Several female airline pilots have written books about their careers and challenges. Captain Laura Savino in Jet Boss offers important advice for young women considering an airline career. Mary Bush Shipko, Hughes Airlines first female pilot, titled her memoir, Aviatrix. Captain Lynn Rippelmeyer penned her inspiring airline story Life Takes Wings: Becoming the First Female Boeing 747 Pilot. Of course, Captain Tammie Jo Shults tells the harrowing story of safely landing Southwest Airlines Flight 1380 after a catastrophic engine failure in Nerves of Steel.
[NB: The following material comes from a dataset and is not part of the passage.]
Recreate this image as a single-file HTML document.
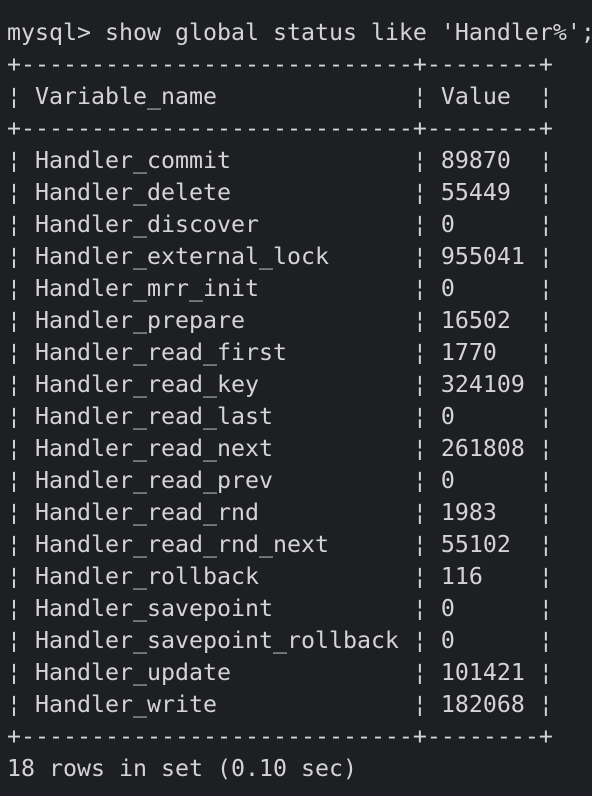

With her military aviation and extensive airline training, she and her crew saved 148 lives.
These professional airline pilots pushed through adversity and challenges to shatter the glass-ceiling of the airline flight decks. Today, official mentoring projects focus on the support and encouragement many women airline pilots did not have available fifty years ago. The highly successful Girls in Aviation Day and Mentor Connect of Women in Aviation International are important tools to introduce aviation to young minds. Other examples are Sisters of the Skies and the Ninety-nine Professional Pilot Leadership Initiative (PPLI).
Well over one hundred years ago, Harriet Quimby, America’s first licensed female pilot said in 1912, “The aeroplane should open a fruitful occupation for women. I see no reason they cannot realize handsome incomes by carrying passengers between adjacent towns…” With that thought in mind, the Emily Warner Field Aviation Museum has proclaimed every March 8 to be Celebrate Emily Warner & Women Airline Pilots Day, which is also International Women’s Day!